Carugate, operai della Ceme pronti alla battaglia: chiusura assurda, l’azienda ci ripensi

L'assemblea in fabbrica dopo l'annuncio choc della proprietà. A rischio 97 posti di lavoro

Il vertice fra lavoratori e sindacati

Il vertice fra lavoratori e sindacati

Carugate (Milano), 8 giugno 2017 - E' muro contro muro. Da una parte Ceme, colosso italiano nella produzione di valvole di sicurezza per elettrodomestici, dall’altra i 97 lavoratori sul libro paga dell’azienda, che martedì hanno ricevuto il benservito. "Di punto in bianco, senza alcun tipo di confronto", fanno sapere Fim e Fiom. Domani le tute blu dello stabilimento di Carugate incroceranno le braccia per due ore. Una misura che verrà messa in atto anche dai colleghi di Trivolzio, nel Pavese, e da quelli di Tarquinia, in provincia di Viterbo. Il timore di un licenziamento collettivo era nell’aria. Eppure l’azienda prima d’ora non ne aveva mai parlato apertamente.

Fino all’ultimo confronto tra parti sociali e proprietà e, al tavolo di Assolombarda, la parola esuberi non era mai stata pronunciata. Ora la doccia gelata, che mette spalle al muro 90 operai e sette impiegati. Per i manager, "la mobilità è una misura necessaria per continuare a occupare la porzione di mercato che il marchio si è ritagliato negli anni". In una nota, la dirigenza ha fatto sapere che il lavoro svolto sino a oggi nei capannoni dietro ai cancelli di viale delle Industrie verrà affidato in toto a terzisti "di provata fiducia a cui ci rivolgiamo da tempo". A mancare, dunque, non sono le commesse, fanno notare i sindacati. Un atteggiamento ingiustificabile per le parti sociali, che annunciano battaglia, pronte a trascinare la società in tutte le sedi possibili, pur di salvaguardare fabbrica e maestranze. Priorità assoluta: "Il ritiro della procedura appena annunciata", hanno aggiunto, ieri, dopo l’assemblea con i lavoratori.
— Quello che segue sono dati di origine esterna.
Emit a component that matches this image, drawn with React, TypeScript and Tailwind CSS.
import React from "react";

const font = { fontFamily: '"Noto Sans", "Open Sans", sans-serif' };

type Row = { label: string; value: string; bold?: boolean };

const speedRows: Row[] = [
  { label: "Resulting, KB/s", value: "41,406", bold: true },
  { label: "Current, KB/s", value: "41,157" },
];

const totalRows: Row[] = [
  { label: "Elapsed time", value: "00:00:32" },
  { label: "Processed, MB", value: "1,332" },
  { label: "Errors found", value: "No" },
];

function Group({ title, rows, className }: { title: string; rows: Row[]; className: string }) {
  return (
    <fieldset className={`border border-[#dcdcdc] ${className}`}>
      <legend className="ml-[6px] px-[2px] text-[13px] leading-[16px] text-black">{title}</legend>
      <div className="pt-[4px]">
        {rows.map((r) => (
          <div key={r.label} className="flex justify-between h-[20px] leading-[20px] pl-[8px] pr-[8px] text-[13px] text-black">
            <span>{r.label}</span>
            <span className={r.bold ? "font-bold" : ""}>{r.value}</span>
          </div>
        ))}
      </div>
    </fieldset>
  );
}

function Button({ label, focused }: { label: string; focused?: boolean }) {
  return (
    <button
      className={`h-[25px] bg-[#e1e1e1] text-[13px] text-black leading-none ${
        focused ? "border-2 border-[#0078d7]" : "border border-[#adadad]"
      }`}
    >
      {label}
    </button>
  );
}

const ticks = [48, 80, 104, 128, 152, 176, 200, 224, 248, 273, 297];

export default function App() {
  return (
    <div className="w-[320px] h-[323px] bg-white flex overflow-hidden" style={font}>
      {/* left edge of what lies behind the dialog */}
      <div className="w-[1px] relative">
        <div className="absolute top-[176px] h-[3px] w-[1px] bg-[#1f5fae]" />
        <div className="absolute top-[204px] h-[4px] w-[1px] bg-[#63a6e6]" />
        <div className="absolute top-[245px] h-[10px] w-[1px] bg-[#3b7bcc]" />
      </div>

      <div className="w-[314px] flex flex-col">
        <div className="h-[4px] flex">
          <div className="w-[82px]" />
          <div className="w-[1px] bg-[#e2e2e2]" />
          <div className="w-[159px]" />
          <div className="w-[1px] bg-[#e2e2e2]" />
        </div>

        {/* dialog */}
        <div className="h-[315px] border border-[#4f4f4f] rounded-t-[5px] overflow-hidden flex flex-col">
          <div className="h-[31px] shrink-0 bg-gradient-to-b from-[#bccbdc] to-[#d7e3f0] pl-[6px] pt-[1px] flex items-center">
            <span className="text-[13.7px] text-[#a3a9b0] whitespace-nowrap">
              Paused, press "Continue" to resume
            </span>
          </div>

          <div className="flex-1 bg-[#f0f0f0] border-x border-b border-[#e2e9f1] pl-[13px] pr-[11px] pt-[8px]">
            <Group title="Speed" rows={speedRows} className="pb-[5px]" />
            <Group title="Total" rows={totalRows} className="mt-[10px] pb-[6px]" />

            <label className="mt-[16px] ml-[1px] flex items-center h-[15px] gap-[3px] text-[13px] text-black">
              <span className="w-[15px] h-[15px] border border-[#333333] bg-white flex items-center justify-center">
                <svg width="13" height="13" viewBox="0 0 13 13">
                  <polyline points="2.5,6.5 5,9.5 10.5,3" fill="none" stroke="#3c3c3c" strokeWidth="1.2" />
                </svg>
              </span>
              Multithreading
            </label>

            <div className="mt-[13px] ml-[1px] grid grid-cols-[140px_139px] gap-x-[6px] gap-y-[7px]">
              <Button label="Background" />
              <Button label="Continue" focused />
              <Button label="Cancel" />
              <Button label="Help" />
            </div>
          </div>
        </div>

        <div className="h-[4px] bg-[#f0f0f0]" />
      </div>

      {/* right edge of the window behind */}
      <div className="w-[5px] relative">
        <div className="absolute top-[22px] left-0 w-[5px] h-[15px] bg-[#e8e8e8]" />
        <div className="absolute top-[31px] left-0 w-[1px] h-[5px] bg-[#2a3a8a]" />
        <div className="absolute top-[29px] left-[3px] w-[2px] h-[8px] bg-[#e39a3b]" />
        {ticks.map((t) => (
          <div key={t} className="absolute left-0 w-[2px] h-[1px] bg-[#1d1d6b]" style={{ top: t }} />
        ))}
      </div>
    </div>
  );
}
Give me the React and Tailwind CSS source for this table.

I guai per i dipendenti Ceme sono cominciati all’inizio dello scorso anno, quando lo stabilimento di via San Francesco a Brugherio, che impegnava 60 persone, ha spento le macchine. Era la spia di una prima riorganizzazione. Metà era stata dirottata proprio a Carugate, gli altri, invece, spediti a Trivolzio.

Operai costretti a sobbarcarsi ogni giorno 120 chilometri in pullman, tra andata e ritorno, pur di avere uno stipendio a fine del mese. A rileggerle oggi, le parole di Andrea Ricci della Fim, attivo da allora sulla vertenza, non solo sembrano profetiche, ma tornano di attualità: "I trasferimenti somigliano a licenziamenti mascherati - diceva -. La decisione della dirigenza non è stata dettata dalla crisi economica o dalla mancanza di ordini: il lavoro c’è, ma la proprietà ha deciso di terziarizzare una parte importante della produzione". Ora, con il disimpegno su Carugate, il cerchio sembra chiudersi. Lo scorso inverno lo spostamento forzato aveva innescato la reazione dei lavoratori. In quelle settimane la direzione aveva fatto digerire la manovra definendola "necessaria per mantenere i livelli occupazionali". Affermazioni che adesso hanno il sapore della beffa.